1. An Open Door Policy
There is broad consensus around the fact that mental health supports for students are largely inadequate. This was definitely true in my high school, where the counselors were stretched thin and primarily focused on college and career preparation. But the three teachers in my creative writing program made it very clear to us that their doors were always open should we need advice, serious help, or just a listening ear. I came to them with family issues, academic stress, college angst, ideas I had to improve the school, etc. It was easier getting through the day knowing I had an adult in the building that genuinely cared for my well-being and a safe space to be vulnerable should I need it—because emotions don’t just turn off when a student enters the school building.
2. Real World Relevance
Children have an innate curiosity that drives early learning, constantly asking, “why?” This wide-eyed wonder quickly turns to frustration, however, after years of curricula that feel random and arbitrary; in my academic classrooms, it was normal to hear a muttered “why do I need to know this?” A common complaint from students is that what we learn in school too often feels detached from what we need to know to navigate the “real” world in a thoughtful and impactful way. However, in creative writing, we were always taught that storytelling was a powerful tool for social change, a way to foster empathy and understanding in a prejudicial and divided society. If teachers can find a way to frame their teachings as a way in which their students can address a need or make someone’s life better, they become infinitely more valuable. And oftentimes, when given the chance, students will make their own connections to the real world! In my classwork, I often interrogated aspects of my identity and heritage, and the added cultural relevance made assignments that could have been dull exciting. Even when not directly relevant, we were given space to process, celebrate, and sometimes mourn significant current events as a class. This made my creative writing classroom feel like an extension of the world around me, rather than a vacuum.
3. Peer Learning
When I think back to my most profound realizations in class, they were sparked by the friends that surrounded me just as often, if not more often, as my teachers. Wherever possible, new concepts were introduced through conversation rather than lecture. Before any major assignment was graded, we were able to workshop and assess it as a class, and improve it using the advice we were given. I viewed my classmates not just as receptacles of our teachers’ wisdoms, but as co-creators of knowledge. Through frequent and meaningful collaboration, I grew to admire their strengths and recognize my own.
4. Free Expression
Never were we censored or told we were not allowed to address a particular topic. Our opinions were not only permitted, but encouraged (granted they were respectful and well-meaning). There was room to disagree—with other students or with the teacher—and after, to learn from each other. If someone did write about a sensitive matter, they were coached on how to do so mindfully.
5. Lead with Humanity
Above all, we were treated as equals, which doesn’t necessarily mean we were treated like adults! Rather, it means that our ideas were worthy of serious consideration, and our concerns weren’t brushed away. My voice was not treated as something that might have some impact some distant day in the future, but as a tool that I could use to shape my immediate and present surroundings. My teachers acted as if I had something to contribute to my education, and lo and behold, I did.

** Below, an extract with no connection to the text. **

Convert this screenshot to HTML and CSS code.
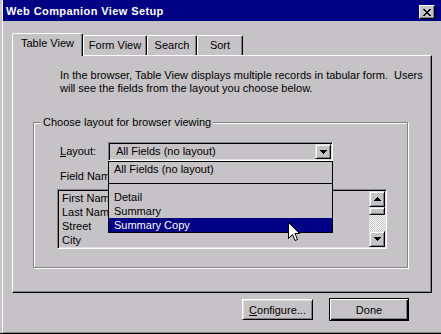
FILE: index.html
```html
<!DOCTYPE html>
<html lang="en">
<head>
    <meta charset="UTF-8">
    <title>Web Companion View Setup</title>
    <link rel="stylesheet" href="styles.css">
</head>
<body>

    <div class="window">
        <div class="frame">
            <div class="titlebar">
                <span class="title">Web Companion View Setup</span>
                <span class="close-btn">
                    <svg width="8" height="7" viewBox="0 0 8 7" shape-rendering="crispEdges">
                        <path d="M0 0h2v1H0z M6 0h2v1H6z M1 1h2v1H1z M5 1h2v1H5z M2 2h4v1H2z M3 3h2v1H3z M2 4h4v1H2z M1 5h2v1H1z M5 5h2v1H5z M0 6h2v1H0z M6 6h2v1H6z" fill="#000"/>
                    </svg>
                </span>
            </div>

            <div class="tabs">
                <div class="tab active tab-table">Table View</div>
                <div class="tab tab-form">Form View</div>
                <div class="tab tab-search">Search</div>
                <div class="tab tab-sort">Sort</div>
            </div>

            <div class="panel">
                <p class="intro">In the browser, Table View displays multiple records in tabular form.&nbsp; Users<br>will see the fields from the layout you choose below.</p>

                <fieldset class="group">
                    <legend>Choose layout for browser viewing</legend>

                    <div class="layout-row">
                        <label class="field-label"><u>L</u>ayout:</label>
                        <div class="combo">
                            <span class="combo-value">All Fields (no layout)</span>
                            <span class="combo-btn">
                                <svg width="7" height="4" viewBox="0 0 7 4" shape-rendering="crispEdges">
                                    <path d="M0 0h7v1H0z M1 1h5v1H1z M2 2h3v1H2z M3 3h1v1H3z" fill="#000"/>
                                </svg>
                            </span>
                            <ul class="droplist">
                                <li>All Fields (no layout)</li>
                                <li class="sep"></li>
                                <li>Detail</li>
                                <li>Summary</li>
                                <li class="selected">Summary Copy</li>
                            </ul>
                        </div>
                    </div>

                    <div class="field-label names-label">Field Names:</div>

                    <div class="listbox">
                        <ul class="items">
                            <li>First Name</li>
                            <li>Last Name</li>
                            <li>Street</li>
                            <li>City</li>
                        </ul>
                        <div class="scrollbar">
                            <span class="sb-btn">
                                <svg width="7" height="4" viewBox="0 0 7 4" shape-rendering="crispEdges">
                                    <path d="M3 0h1v1H3z M2 1h3v1H2z M1 2h5v1H1z M0 3h7v1H0z" fill="#000"/>
                                </svg>
                            </span>
                            <span class="sb-thumb"></span>
                            <span class="sb-track"></span>
                            <span class="sb-btn">
                                <svg width="7" height="4" viewBox="0 0 7 4" shape-rendering="crispEdges">
                                    <path d="M0 0h7v1H0z M1 1h5v1H1z M2 2h3v1H2z M3 3h1v1H3z" fill="#000"/>
                                </svg>
                            </span>
                        </div>
                    </div>
                </fieldset>
            </div>

            <div class="buttons">
                <button type="button" class="btn btn-configure"><u>C</u>onfigure...</button>
                <button type="button" class="btn btn-done">Done</button>
            </div>
        </div>

        <!-- mouse pointer over the open list -->
        <svg class="cursor" width="12" height="20" viewBox="0 0 12 20">
            <path d="M0.5 0.5V16.5L4.5 12.5L7 18.5L9.5 17.5L7 11.5H11.5Z" fill="#fff" stroke="#000" stroke-width="1"/>
        </svg>
    </div>

</body>
</html>
```

FILE: styles.css
```css
* {
    box-sizing: border-box;
}
body {
    margin: 0;
    background-color: #c6c3c6;
    font-family: "Liberation Sans", Arial, sans-serif;
    font-size: 11px;
    color: #000;
}
.window {
    position: relative;
    width: 441px;
    height: 334px;
    padding-left: 2px;
    background-color: #c6c3c6;
    border-bottom: 1px solid #000;
    overflow: hidden;
}
.frame {
    height: 333px;
    border-left: 1px solid #fff;
    border-bottom: 1px solid #848284;
}

/* title bar */
.titlebar {
    display: flex;
    justify-content: space-between;
    align-items: flex-start;
    height: 21px;
    padding: 5px 6px 0 3px;
    background-color: #000084;
    color: #fff;
}
.title {
    font-family: "Liberation Sans", Arial, sans-serif;
    font-size: 11px;
    font-weight: 700;
    line-height: 13px;
    letter-spacing: 0.4px;
}
.close-btn {
    display: flex;
    align-items: center;
    justify-content: center;
    width: 16px;
    height: 14px;
    background-color: #c6c3c6;
    border: 1px solid;
    border-color: #fff #000 #000 #fff;
    box-shadow: inset -1px -1px #848284;
}

/* tabs */
.tabs {
    position: relative;
    z-index: 2;
    display: flex;
    align-items: flex-end;
    height: 22px;
    margin: 12px 0 0 9px;
}
.tab {
    height: 20px;
    padding-top: 3px;
    line-height: 13px;
    text-align: center;
    background-color: #c6c3c6;
    border: 1px solid;
    border-bottom: none;
    border-color: #fff #000 transparent #fff;
    border-radius: 2px 2px 0 0;
    box-shadow: inset -1px 0 #848284;
}
.tab.active {
    height: 23px;
    margin-bottom: -1px;
}
.tab-table { width: 71px; }
.tab-form { width: 64px; }
.tab-search { width: 50px; }
.tab-sort { width: 46px; }

.panel {
    position: relative;
    z-index: 1;
    width: 420px;
    height: 238px;
    margin-left: 9px;
    padding-top: 13px;
    border: 1px solid;
    border-color: #fff #000 #000 #fff;
    box-shadow: inset -1px -1px #848284;
}
.intro {
    margin: 0 0 21px 47px;
    line-height: 13px;
}

/* group box */
.group {
    width: 375px;
    margin: 0 0 0 20px;
    padding: 0 0 18px 0;
    border: 1px solid #848284;
    box-shadow: 1px 1px #fff, inset 1px 1px #fff;
    min-inline-size: auto;
}
.group legend {
    margin-left: 7px;
    padding: 0 2px;
    line-height: 13px;
    background-color: #c6c3c6;
}
.field-label {
    line-height: 13px;
}
.layout-row {
    display: flex;
    align-items: center;
    height: 19px;
    margin: 13px 0 0 26px;
}
.layout-row .field-label {
    width: 48px;
}
.combo {
    position: relative;
    display: flex;
    align-items: center;
    justify-content: space-between;
    width: 225px;
    height: 19px;
    padding: 1px;
    border: 1px solid;
    border-color: #848284 #fff #fff #848284;
    box-shadow: inset 1px 1px #000, inset -1px -1px #dfdfdf;
}
.combo-value {
    padding-left: 6px;
    line-height: 15px;
}
.combo-btn,
.sb-btn,
.sb-thumb {
    display: flex;
    align-items: center;
    justify-content: center;
    background-color: #c6c3c6;
    border: 1px solid;
    border-color: #dfdfdf #000 #000 #dfdfdf;
    box-shadow: inset 1px 1px #fff, inset -1px -1px #848284;
}
.combo-btn {
    width: 16px;
    height: 15px;
}
.droplist {
    position: absolute;
    top: 18px;
    left: -1px;
    z-index: 5;
    width: 225px;
    margin: 0;
    padding: 0;
    list-style: none;
    background-color: #c6c3c6;
    border: 1px solid #000;
}
.droplist li {
    height: 14px;
    padding-left: 5px;
    line-height: 14px;
    white-space: nowrap;
}
.droplist .sep {
    position: relative;
}
.droplist .sep::after {
    content: "";
    position: absolute;
    left: 0;
    right: 0;
    top: 7px;
    height: 1px;
    background-color: #000;
}
.droplist .selected {
    background-color: #000084;
    color: #fff;
}
.names-label {
    margin: 9px 0 0 26px;
}

/* field list */
.listbox {
    display: flex;
    width: 330px;
    height: 60px;
    margin: 6px 0 0 23px;
    padding: 1px;
    border: 1px solid;
    border-color: #848284 #fff #fff #848284;
    box-shadow: inset 1px 1px #000, inset -1px -1px #dfdfdf;
}
.items {
    flex: 1;
    margin: 0;
    padding: 0;
    list-style: none;
}
.items li {
    height: 14px;
    padding-left: 3px;
    line-height: 14px;
}
.scrollbar {
    display: flex;
    flex-direction: column;
    width: 16px;
}
.sb-btn {
    height: 16px;
}
.sb-thumb {
    height: 8px;
}
.sb-track {
    flex: 1;
    background: repeating-conic-gradient(#fff 0% 25%, #c6c3c6 0% 50%) 0 0 / 2px 2px;
}

/* bottom buttons */
.buttons {
    display: flex;
    justify-content: flex-end;
    align-items: center;
    gap: 16px;
    height: 23px;
    margin: 5px 32px 0 0;
}
.btn {
    padding: 0;
    font-family: inherit;
    font-size: 11px;
    color: #000;
    background-color: #c6c3c6;
}
.btn-configure {
    width: 71px;
    height: 21px;
    border: 1px solid;
    border-color: #fff #000 #000 #fff;
    box-shadow: inset 1px 1px #dfdfdf, inset -1px -1px #848284;
}
.btn-done {
    width: 80px;
    height: 23px;
    border: 1px solid #000;
    box-shadow: inset 1px 1px #fff, inset -1px -1px #000, inset -2px -2px #848284;
}

.cursor {
    position: absolute;
    left: 288px;
    top: 222px;
    z-index: 10;
}
```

Simply put, my creative writing teachers treated my classmates and me as people first, and students second. Because of this, we viewed them as people first, and teachers second. The classroom can often feel like a stage production, with prescribed roles of instructor and instructees. Our mutual regard allowed us to break out of these dictated parts and genuinely prioritize learning.
It is important to recognize that because they were teaching a subject that in many schools is considered an elective, my creative writing teachers were afforded a certain freedom and flexibility many in the education system are not. Nevertheless, I truly believe their methods can be used to redesign education as we know it—to shrug off an outdated and standardized approach and recognize students’ individualized, vibrant humanity.